Он знал о бомбардировке Нанта, сокрушался: — Жаль! Такой был красивый город!.. Подумать только: ведь это мы виноваты, что его разбомбили. Но что поделать, если зенитные пулеметы были установлены даже на крыше госпиталя! Страшно представить, как будут о нас судачить его жители, узнав, кто занимался составлением плана зенитной обороны их города…
О многом хотелось поговорить, но оба были уставшими, отложили на завтра. Увы, на следующее утро большую группу узников отправили в Маутхаузен. Анж оказался в их числе. Эх, Анж, Анж… Такая неожиданная встреча, еще неожиданней разлука! Увижу ли тебя еще, договорим ли о том, о чем не успели в Бухенвальде? Ведь я тебе не сказал самого главного — ты полностью оправдал свое имя: Анж — ангел! Ты им и оказался, нашим самым настоящим ангелом-хранителем. Ты и Ив с улицы Ада (рю д’Анфер)! Сколько доблести, доброты, сознания долга скрывалось за вашими упрямыми, бесстрастными, но обыкновенными все же лицами!..[50]

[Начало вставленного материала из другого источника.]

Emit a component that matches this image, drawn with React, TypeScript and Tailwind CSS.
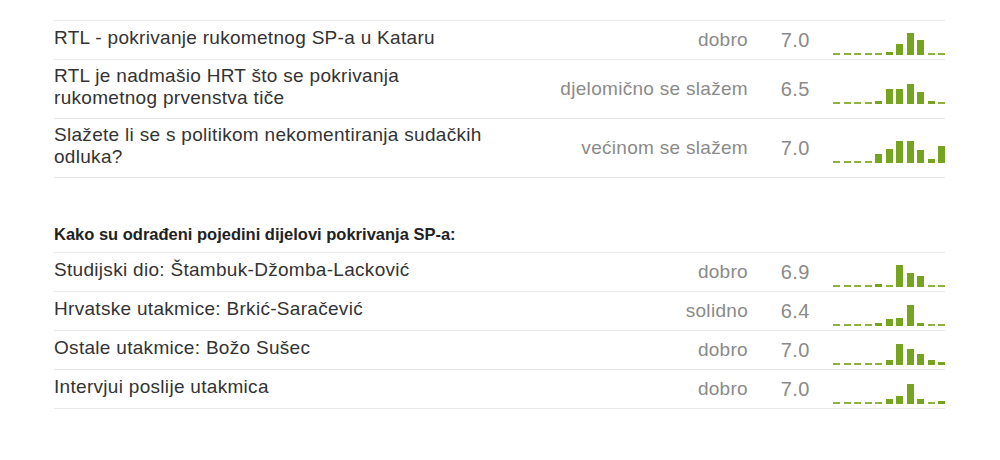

С Добричко и Средоем встречались мы часто. Перед Добри, работником «Шрайб-штубе», были открыты все двери и ворота. Нет, среди узников Бухенвальда не было особо привилегированных. У занимавших руководящие посты были, конечно, более широкие права и возможности — это так. Но в остальном они были равны с другими. И все-таки были «номера» со льготами. Взять хотя бы меня. Немногим предоставилась возможность быть на приеме чуть ли не в первый же день прибытия в лагерь и беседовать с самим «ЛА-І». Со мной это случилось. Правда, Решке ничего не обещал, никаких льгот не сулил. Поговорили с ним, как человек с человеком. Но и этот разговор сам по себе дал мне огромную моральную поддержку. Лишь в одной льготе нуждался я — в доверии, возможности участвовать в борьбе. И вот, когда кончался карантин, Добри сообщил, что меня решено определить на завод «Густлов-Верк». Там, мол, нуждаются в специалистах-металлистах. Особенно в знающих языки. Так и сказал: «Решено». Как, кем, почему, с какой целью — ни слова! Поначалу я обиделся за недоверие — знает же он меня! Потом, поразмыслив, успокоился: Добри не мог иначе, не имел права. Мой и еще несколько других номеров из нашего транспорта были утром вызваны к воротам, к «шильд»-щиту такому-то. Там пристроили к большой колонне, готовой выйти за зону на работу. Быстрым маршем привели на территорию завода «Густлов». Меня отправили в цех № 11, где изготавливались стволы для карабинов «98-К». У совершенно мне незнакомых станков, нарезавших канавки в стволах, стояли узники в форме советских военнопленных. На головах у некоторых были буденовки, на спинах краской выведены буквы «СУ» (Совьетунион).
Гражданский мастер-немец подвел к «станку». Над столом сверху горела яркая лампочка с матовым стеклом. Рядом стояли три тележки — на одной стволы карабинов, две другие пустые. Объяснил работу: проверять на свет внутренность стволов. Если в нарезках увижу раковины, то складывать такие стволы в тележку с браком, хорошие стволы — в другую. Операция простая. Но яркий блеск внутри стволов больно резал глаза, а работать надо было десять часов. Глаза уставали, воспалялись, слезились…
— Тут слепнут месяцев через шесть! — услышал я будто не мне, а про себя, сказанные слова работавшего поблизости военнопленного. Украдкой глянул на говорившего. Было ему на вид лет тридцать. Спокойное, бледное, не очень красивое лицо. Движения размеренные, несуетливые, как у уверенного и опытного рабочего-фрезеровщика.
Гражданский, контролируя мою работу, оставался доволен…
— Покурим! — услышал я рядом с собой. Тот же военнопленный! Я знал: под таким словом «покурим!» подразумевают «сделаем перерыв!». Выйти в туалет, размяться, получше познакомиться с новым товарищем хотелось.
— И чего ты так здорово впрягся? — обратился он ко мне, когда мы остались в туалете одни. — Хочешь зрение потерять? Тут, брат, надо работать спокойно: тише едешь, дальше будешь! Короче, больше сил сохранишь. И здоровья. Даже немцы свою поговорку «Лангзам, абер зихер! Цайт шинден — крефте ерхалтен» — (Медленно, но верно! Время тянуть — силы сохранять!) переиначили в «Коммандо икс — работа никс!»